I hope so but it may be something like what I'm seeing, so I suspect it may recur.  I have a whole bunch of RX 460 GPUs running under Linux and I've documented what I see in this thread, if you're interested.

I had intended replying earlier but I ran out of time after I saw your opening post.  I'm interested because we both use Linux and the same GPU.  As well as directing you towards what I see, I thought I'd explain a bit about the crunching characteristics of FGRP style tasks so you know what to expect.

For both CPU and GPU versions, there are two stages to crunching.  The first stage takes the bulk of the time and ends with the % done figure showing 89.997% for the GPU version and slightly lower (I think 89.979%) for the CPU version.  The exact figure is not important.  What is important is that it remains static (possibly giving the appearance of crunching having stopped) whilst a second followup stage is underway.  When the followup stage is completed, the % done suddenly jumps to 100% and the completed result is uploaded.  There shouldn't be any figure between 90 and 100% visible at any stage if crunching is proceeding normally.  I believe checkpoints are saved during the followup stage so that if the client is stopped during that time it can be restarted without having to repeat the full stage.

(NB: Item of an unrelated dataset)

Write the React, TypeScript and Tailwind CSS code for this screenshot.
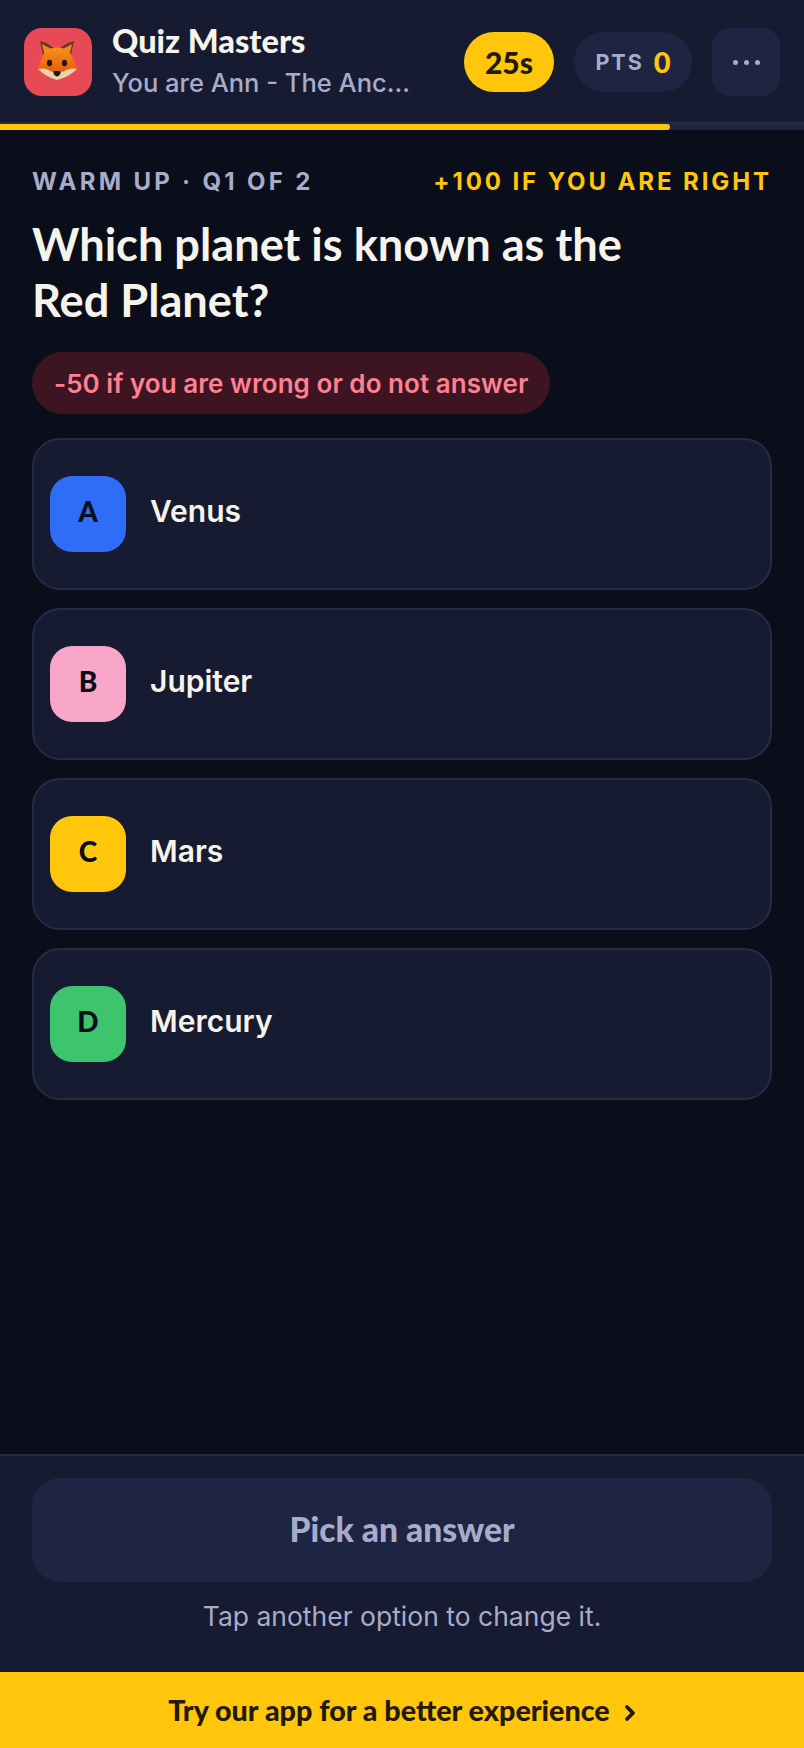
import React from 'react';

const head = { fontFamily: 'Lato, "Noto Sans", sans-serif' };

const options = [
  { letter: 'A', label: 'Venus', color: 'bg-[#2f6df6]' },
  { letter: 'B', label: 'Jupiter', color: 'bg-[#f7a6c8]' },
  { letter: 'C', label: 'Mars', color: 'bg-[#ffc60b]' },
  { letter: 'D', label: 'Mercury', color: 'bg-[#3ec46d]' },
];

const Fox = () => (
  <svg viewBox="0 0 68 68" className="w-[68px] h-[68px]">
    <defs>
      <linearGradient id="fur" x1="0" y1="0" x2="0" y2="1">
        <stop offset="0%" stopColor="#f5901c" />
        <stop offset="60%" stopColor="#ea6a0c" />
        <stop offset="100%" stopColor="#d24f08" />
      </linearGradient>
    </defs>
    <path d="M16 13 L20 31 L31 21 Q24 15 16 13 Z" fill="#5e3a20" />
    <path d="M50 13 L46 31 L35 21 Q42 15 50 13 Z" fill="#5e3a20" />
    <path d="M18 16 L21 29 L29 22 Z" fill="#ef8a1a" />
    <path d="M48 16 L45 29 L37 22 Z" fill="#ef8a1a" />
    <path d="M22 22 Q33 17 44 22 Q50 30 53 41 Q44 50 33 51 Q22 50 14 41 Q17 30 22 22 Z" fill="url(#fur)" />
    <path d="M14 41 Q22 39 28 44 Q33 41 39 44 Q45 39 53 41 Q45 49 33 52 Q22 49 14 41 Z" fill="#e9d3ad" />
    <ellipse cx="25.5" cy="35" rx="2.6" ry="3.2" fill="#231510" />
    <ellipse cx="40.5" cy="35" rx="2.6" ry="3.2" fill="#231510" />
    <path d="M29 43.5 Q33 42 37 43.5 Q36 48 33 48.5 Q30 48 29 43.5 Z" fill="#231510" />
  </svg>
);

export default function App() {
  return (
    <div className="h-[1748px] w-[804px] flex flex-col bg-[#0a0d1a] text-[#f6f3ea]" style={{ fontFamily: 'Inter, sans-serif' }}>
      {/* Top bar */}
      <header className="h-[122px] bg-[#161b31] flex items-center pl-6 pr-6 pt-[2px]">
        <div className="w-[68px] h-[68px] rounded-[18px] bg-[#e84a55] overflow-hidden shrink-0">
          <Fox />
        </div>
        <div className="ml-5 w-[300px] min-w-0">
          <div className="text-[32.5px] leading-[38px] font-black -mt-[2px]" style={head}>Quiz Masters</div>
          <div className="mt-[6px] text-[25.5px] leading-[34px] font-medium text-[#a8acca] truncate">You are Ann - The Anc...</div>
        </div>
        <div className="ml-auto flex items-center">
          <div className="w-[90px] h-[60px] rounded-full bg-[#ffc60b] text-[#241a02] flex items-center justify-center text-[30px] font-black" style={head}>25s</div>
          <div className="ml-5 w-[118px] h-[60px] rounded-full bg-[#1d2542] flex items-center justify-center gap-[10px]">
            <span className="text-[21.5px] font-bold tracking-[2px] text-[#a8acca]">PTS</span>
            <span className="text-[29px] font-black text-[#ffc60b]" style={head}>0</span>
          </div>
          <button className="ml-5 w-[68px] h-[68px] rounded-[18px] bg-[#1d2542] flex items-center justify-center gap-[6px]">
            <span className="w-[5px] h-[5px] rounded-full bg-[#a8acca]" />
            <span className="w-[5px] h-[5px] rounded-full bg-[#a8acca]" />
            <span className="w-[5px] h-[5px] rounded-full bg-[#a8acca]" />
          </button>
        </div>
      </header>

      {/* Progress */}
      <div className="h-2 bg-[#1d2542] border-t-2 border-[#262b45]">
        <div className="h-[6px] w-[670px] bg-[#ffc60b] rounded-r-full" />
      </div>

      {/* Question */}
      <main className="flex-1 px-8 pt-[37px]">
        <div className="flex items-center justify-between text-[24px] leading-[30px] font-bold">
          <span className="text-[#a8acca] tracking-[3.3px]">WARM UP · Q1 OF 2</span>
          <span className="text-[#ffc60b] tracking-[2.9px]">+100 IF YOU ARE RIGHT</span>
        </div>
        <h1 className="mt-[19px] text-[45.2px] leading-[56px] font-bold max-w-[640px]" style={head}>Which planet is known as the Red Planet?</h1>
        <div className="mt-[24px] inline-flex h-[62px] items-center rounded-full bg-[#3d1522] px-[22px] text-[26px] tracking-[0.05px] font-semibold text-[#ff8090]">-50 if you are wrong or do not answer</div>
        <div className="mt-6 flex flex-col gap-[18px]">
          {options.map((o) => (
            <div key={o.letter} className="h-[152px] rounded-[28px] border-2 border-[#262b45] bg-[#161b31] flex items-center px-4">
              <div className={`w-[76px] h-[76px] rounded-[22px] ${o.color} flex items-center justify-center pb-[6px] text-[28px] font-black text-[#0a0d1a]`} style={head}>{o.letter}</div>
              <div className="ml-6 text-[30px] font-semibold -mt-[6px]">{o.label}</div>
            </div>
          ))}
        </div>
      </main>

      {/* Footer */}
      <footer className="h-[218px] bg-[#161b31] border-t-2 border-[#262b45] px-8 pt-[22px]">
        <button className="w-full h-[104px] rounded-[28px] bg-[#1d2542] pb-[2px] text-[33.6px] font-black text-[#a8acca]" style={head}>Pick an answer</button>
        <p className="mt-[16px] text-center text-[26.5px] leading-[36px] text-[#a8acca]">Tap another option to change it.</p>
      </footer>

      {/* App banner */}
      <div className="h-[76px] pt-[2px] bg-[#ffc60b] text-[#241a02] flex items-center justify-center gap-[14px] text-[28.7px] font-black" style={head}>
        Try our app for a better experience
        <svg viewBox="0 0 12 18" className="w-3 h-[18px] mt-1" fill="none" stroke="currentColor" strokeWidth="3.8" strokeLinecap="round" strokeLinejoin="round"><path d="M3 3 L9 9 L3 15" /></svg>
      </div>
    </div>
  );
}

The followup stage is used to re-evaluate the potential signals found during the first stage and create a 'toplist' of the ten most likely candidates.  Double precision is used during this time.  The followup stage can take from around 1-3 minutes on a decent GPU and perhaps 10-30 minutes on a CPU task.  These are rough figures but it's important to let things run if the % done is just below 90% and nothing seems to be happening.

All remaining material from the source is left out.